══ PROVIDED DATA ══

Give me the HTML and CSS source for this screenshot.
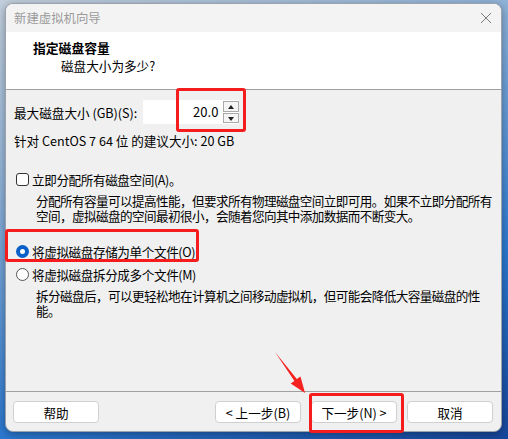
FILE: index.html
```html
<!DOCTYPE html>
<html>
    <head>
        <meta charset="utf-8">
        <title>新建虚拟机向导</title>
        <link rel="stylesheet" href="styles.css">
    </head>
    <body>
    <div class="desk">
        <div class="win">
            <div class="titlebar">
                <span>新建虚拟机向导</span>
                <svg class="close" width="12" height="12" viewBox="0 0 12 12"><path d="M1 1L11 11M11 1L1 11" stroke="#7a7a7a" stroke-width="1"/></svg>
            </div>
            <header class="head">
                <h1>指定磁盘容量</h1>
                <p>磁盘大小为多少?</p>
            </header>
            <section class="main">
                <div class="size">
                    <span>最大磁盘大小 (GB)(S):</span>
                    <div class="spin">
                        <div class="val">20.0</div>
                        <div class="arrows">
                            <div class="up"></div>
                            <div class="down"></div>
                        </div>
                    </div>
                </div>
                <p class="hint">针对 CentOS 7 64 位 的建议大小: 20 GB</p>

                <div class="opt first">
                    <span class="box"></span>
                    <span>立即分配所有磁盘空间(A)。</span>
                </div>
                <p class="desc">分配所有容量可以提高性能，但要求所有物理磁盘空间立即可用。如果不立即分配所有<br>空间，虚拟磁盘的空间最初很小，会随着您向其中添加数据而不断变大。</p>

                <div class="opt second">
                    <span class="radio on"></span>
                    <span>将虚拟磁盘存储为单个文件(O)</span>
                </div>
                <div class="opt third">
                    <span class="radio"></span>
                    <span>将虚拟磁盘拆分成多个文件(M)</span>
                </div>
                <p class="desc last">拆分磁盘后，可以更轻松地在计算机之间移动虚拟机，但可能会降低大容量磁盘的性<br>能。</p>
            </section>
            <footer class="foot">
                <button class="btn">帮助</button>
                <div class="nav">
                    <button class="btn">&lt; 上一步(B)</button>
                    <button class="btn">下一步(N) &gt;</button>
                    <button class="btn">取消</button>
                </div>
            </footer>
        </div>

        <!-- annotations -->
        <div class="mark m1"></div>
        <div class="mark m2"></div>
        <div class="mark m3"></div>
        <svg class="arrow" width="40" height="48" viewBox="0 0 40 48">
            <polygon points="2,2 23.8,29.1 27.5,26.5 32,43 17.7,33.5 21.4,30.9" fill="#f52222"/>
        </svg>
    </div>
    </body>
</html>
```

FILE: styles.css
```css
*{
    box-sizing: border-box;
}

body{
    margin: 0;
    font-family: "Noto Sans CJK SC", "Noto Sans", sans-serif;
    font-size: 12.6px;
    color: #000;
}

.desk{
    position: relative;
    width: 508px;
    height: 439px;
    padding: 3px 6px 7px 5px;
    background: linear-gradient(160deg, #c3cfdc 0%, #8fb2d8 30%, #2b78cf 70%, #16469a 100%);
    overflow: hidden;
}

.win{
    height: 429px;
    background-color: #f0f0f0;
    border: 1px solid #9aa3ad;
    border-radius: 8px;
    overflow: hidden;
    display: flex;
    flex-direction: column;
    box-shadow: 0 2px 8px rgba(0, 0, 0, 0.35);
}

.titlebar{
    height: 28px;
    background-color: #f3f3f3;
    display: flex;
    align-items: center;
    justify-content: space-between;
    padding: 0 9px 0 8px;
    color: #9a9a9a;
    font-size: 12.4px;
}

.head{
    height: 58px;
    background-color: #fff;
    border-bottom: 1px solid #a0a0a0;
    padding: 7px 0 0 27px;
}

.head h1{
    margin: 0;
    font-size: 12.8px;
    font-weight: bold;
    line-height: 18px;
}

.head p{
    margin: 0 0 0 28px;
    line-height: 18px;
}

.main{
    flex: 1;
    padding: 10px 8px 0 8px;
    line-height: 15px;
}

.size{
    display: flex;
    align-items: center;
    height: 24px;
    gap: 6px;
}

.spin{
    display: flex;
    height: 24px;
    width: 96px;
    background-color: #fff;
}

.val{
    flex: 1;
    text-align: right;
    padding-right: 5px;
    line-height: 24px;
    font-size: 13px;
}

.arrows{
    width: 16px;
    padding: 1px 0;
    display: flex;
    flex-direction: column;
    gap: 1px;
}

.up, .down{
    flex: 1;
    border: 1px solid #aaa;
    background-color: #f5f5f5;
    position: relative;
}

.up::after, .down::after{
    content: "";
    position: absolute;
    left: 4px;
    top: 3px;
    border-left: 3px solid transparent;
    border-right: 3px solid transparent;
}

.up::after{
    border-bottom: 4px solid #222;
}

.down::after{
    border-top: 4px solid #222;
}

.hint{
    margin: 9px 0 0 0;
    line-height: 16px;
}

.opt{
    display: flex;
    align-items: center;
    gap: 3px;
    height: 16px;
    margin-left: 2px;
    letter-spacing: -0.4px;
}

.opt.first{
    margin-top: 22px;
}

.opt.second{
    margin-top: 20px;
}

.opt.third{
    margin-top: 7px;
}

.box{
    width: 13px;
    height: 13px;
    border: 1px solid #333;
    border-radius: 3px;
    background-color: #fff;
}

.radio{
    width: 13px;
    height: 13px;
    border: 1px solid #555;
    border-radius: 50%;
    background-color: #fff;
}

.radio.on{
    border: 4px solid #0a5fc8;
    background-color: #fff;
}

.desc{
    margin: 6px 0 0 22px;
    line-height: 15px;
    white-space: nowrap;
    letter-spacing: -0.6px;
}

.desc.last{
    margin-top: 6px;
}

.foot{
    height: 40px;
    border-top: 1px solid #a0a0a0;
    display: flex;
    justify-content: space-between;
    padding: 9px 8px 0 7px;
}

.nav{
    display: flex;
    gap: 10px;
}

.btn{
    width: 86px;
    height: 22px;
    background-color: #fff;
    border: 1px solid #cfcfcf;
    border-radius: 4px;
    font-family: "Noto Sans CJK SC", "Noto Sans", sans-serif;
    font-size: 12.6px;
    padding: 0;
    color: #000;
}

.mark{
    position: absolute;
    border: 3px solid #f41c1c;
    border-radius: 3px;
}

.m1{
    left: 176px;
    top: 88px;
    width: 70px;
    height: 44px;
}

.m2{
    left: 5px;
    top: 229px;
    width: 194px;
    height: 33px;
}

.m3{
    left: 309px;
    top: 393px;
    width: 95px;
    height: 40px;
}

.arrow{
    position: absolute;
    left: 273px;
    top: 350px;
}
```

═══

* _REQUEST_
Each line of the material must be retyped exactly, except that images are omitted.

* _FULL ANSWER_
Give me the HTML and CSS source for this screenshot.
FILE: index.html
```html
<!DOCTYPE html>
<html>
    <head>
        <meta charset="utf-8">
        <title>新建虚拟机向导</title>
        <link rel="stylesheet" href="styles.css">
    </head>
    <body>
    <div class="desk">
        <div class="win">
            <div class="titlebar">
                <span>新建虚拟机向导</span>
                <svg class="close" width="12" height="12" viewBox="0 0 12 12"><path d="M1 1L11 11M11 1L1 11" stroke="#7a7a7a" stroke-width="1"/></svg>
            </div>
            <header class="head">
                <h1>指定磁盘容量</h1>
                <p>磁盘大小为多少?</p>
            </header>
            <section class="main">
                <div class="size">
                    <span>最大磁盘大小 (GB)(S):</span>
                    <div class="spin">
                        <div class="val">20.0</div>
                        <div class="arrows">
                            <div class="up"></div>
                            <div class="down"></div>
                        </div>
                    </div>
                </div>
                <p class="hint">针对 CentOS 7 64 位 的建议大小: 20 GB</p>

                <div class="opt first">
                    <span class="box"></span>
                    <span>立即分配所有磁盘空间(A)。</span>
                </div>
                <p class="desc">分配所有容量可以提高性能，但要求所有物理磁盘空间立即可用。如果不立即分配所有<br>空间，虚拟磁盘的空间最初很小，会随着您向其中添加数据而不断变大。</p>

                <div class="opt second">
                    <span class="radio on"></span>
                    <span>将虚拟磁盘存储为单个文件(O)</span>
                </div>
                <div class="opt third">
                    <span class="radio"></span>
                    <span>将虚拟磁盘拆分成多个文件(M)</span>
                </div>
                <p class="desc last">拆分磁盘后，可以更轻松地在计算机之间移动虚拟机，但可能会降低大容量磁盘的性<br>能。</p>
            </section>
            <footer class="foot">
                <button class="btn">帮助</button>
                <div class="nav">
                    <button class="btn">&lt; 上一步(B)</button>
                    <button class="btn">下一步(N) &gt;</button>
                    <button class="btn">取消</button>
                </div>
            </footer>
        </div>

        <!-- annotations -->
        <div class="mark m1"></div>
        <div class="mark m2"></div>
        <div class="mark m3"></div>
        <svg class="arrow" width="40" height="48" viewBox="0 0 40 48">
            <polygon points="2,2 23.8,29.1 27.5,26.5 32,43 17.7,33.5 21.4,30.9" fill="#f52222"/>
        </svg>
    </div>
    </body>
</html>
```

FILE: styles.css
```css
*{
    box-sizing: border-box;
}

body{
    margin: 0;
    font-family: "Noto Sans CJK SC", "Noto Sans", sans-serif;
    font-size: 12.6px;
    color: #000;
}

.desk{
    position: relative;
    width: 508px;
    height: 439px;
    padding: 3px 6px 7px 5px;
    background: linear-gradient(160deg, #c3cfdc 0%, #8fb2d8 30%, #2b78cf 70%, #16469a 100%);
    overflow: hidden;
}

.win{
    height: 429px;
    background-color: #f0f0f0;
    border: 1px solid #9aa3ad;
    border-radius: 8px;
    overflow: hidden;
    display: flex;
    flex-direction: column;
    box-shadow: 0 2px 8px rgba(0, 0, 0, 0.35);
}

.titlebar{
    height: 28px;
    background-color: #f3f3f3;
    display: flex;
    align-items: center;
    justify-content: space-between;
    padding: 0 9px 0 8px;
    color: #9a9a9a;
    font-size: 12.4px;
}

.head{
    height: 58px;
    background-color: #fff;
    border-bottom: 1px solid #a0a0a0;
    padding: 7px 0 0 27px;
}

.head h1{
    margin: 0;
    font-size: 12.8px;
    font-weight: bold;
    line-height: 18px;
}

.head p{
    margin: 0 0 0 28px;
    line-height: 18px;
}

.main{
    flex: 1;
    padding: 10px 8px 0 8px;
    line-height: 15px;
}

.size{
    display: flex;
    align-items: center;
    height: 24px;
    gap: 6px;
}

.spin{
    display: flex;
    height: 24px;
    width: 96px;
    background-color: #fff;
}

.val{
    flex: 1;
    text-align: right;
    padding-right: 5px;
    line-height: 24px;
    font-size: 13px;
}

.arrows{
    width: 16px;
    padding: 1px 0;
    display: flex;
    flex-direction: column;
    gap: 1px;
}

.up, .down{
    flex: 1;
    border: 1px solid #aaa;
    background-color: #f5f5f5;
    position: relative;
}

.up::after, .down::after{
    content: "";
    position: absolute;
    left: 4px;
    top: 3px;
    border-left: 3px solid transparent;
    border-right: 3px solid transparent;
}

.up::after{
    border-bottom: 4px solid #222;
}

.down::after{
    border-top: 4px solid #222;
}

.hint{
    margin: 9px 0 0 0;
    line-height: 16px;
}

.opt{
    display: flex;
    align-items: center;
    gap: 3px;
    height: 16px;
    margin-left: 2px;
    letter-spacing: -0.4px;
}

.opt.first{
    margin-top: 22px;
}

.opt.second{
    margin-top: 20px;
}

.opt.third{
    margin-top: 7px;
}

.box{
    width: 13px;
    height: 13px;
    border: 1px solid #333;
    border-radius: 3px;
    background-color: #fff;
}

.radio{
    width: 13px;
    height: 13px;
    border: 1px solid #555;
    border-radius: 50%;
    background-color: #fff;
}

.radio.on{
    border: 4px solid #0a5fc8;
    background-color: #fff;
}

.desc{
    margin: 6px 0 0 22px;
    line-height: 15px;
    white-space: nowrap;
    letter-spacing: -0.6px;
}

.desc.last{
    margin-top: 6px;
}

.foot{
    height: 40px;
    border-top: 1px solid #a0a0a0;
    display: flex;
    justify-content: space-between;
    padding: 9px 8px 0 7px;
}

.nav{
    display: flex;
    gap: 10px;
}

.btn{
    width: 86px;
    height: 22px;
    background-color: #fff;
    border: 1px solid #cfcfcf;
    border-radius: 4px;
    font-family: "Noto Sans CJK SC", "Noto Sans", sans-serif;
    font-size: 12.6px;
    padding: 0;
    color: #000;
}

.mark{
    position: absolute;
    border: 3px solid #f41c1c;
    border-radius: 3px;
}

.m1{
    left: 176px;
    top: 88px;
    width: 70px;
    height: 44px;
}

.m2{
    left: 5px;
    top: 229px;
    width: 194px;
    height: 33px;
}

.m3{
    left: 309px;
    top: 393px;
    width: 95px;
    height: 40px;
}

.arrow{
    position: absolute;
    left: 273px;
    top: 350px;
}
```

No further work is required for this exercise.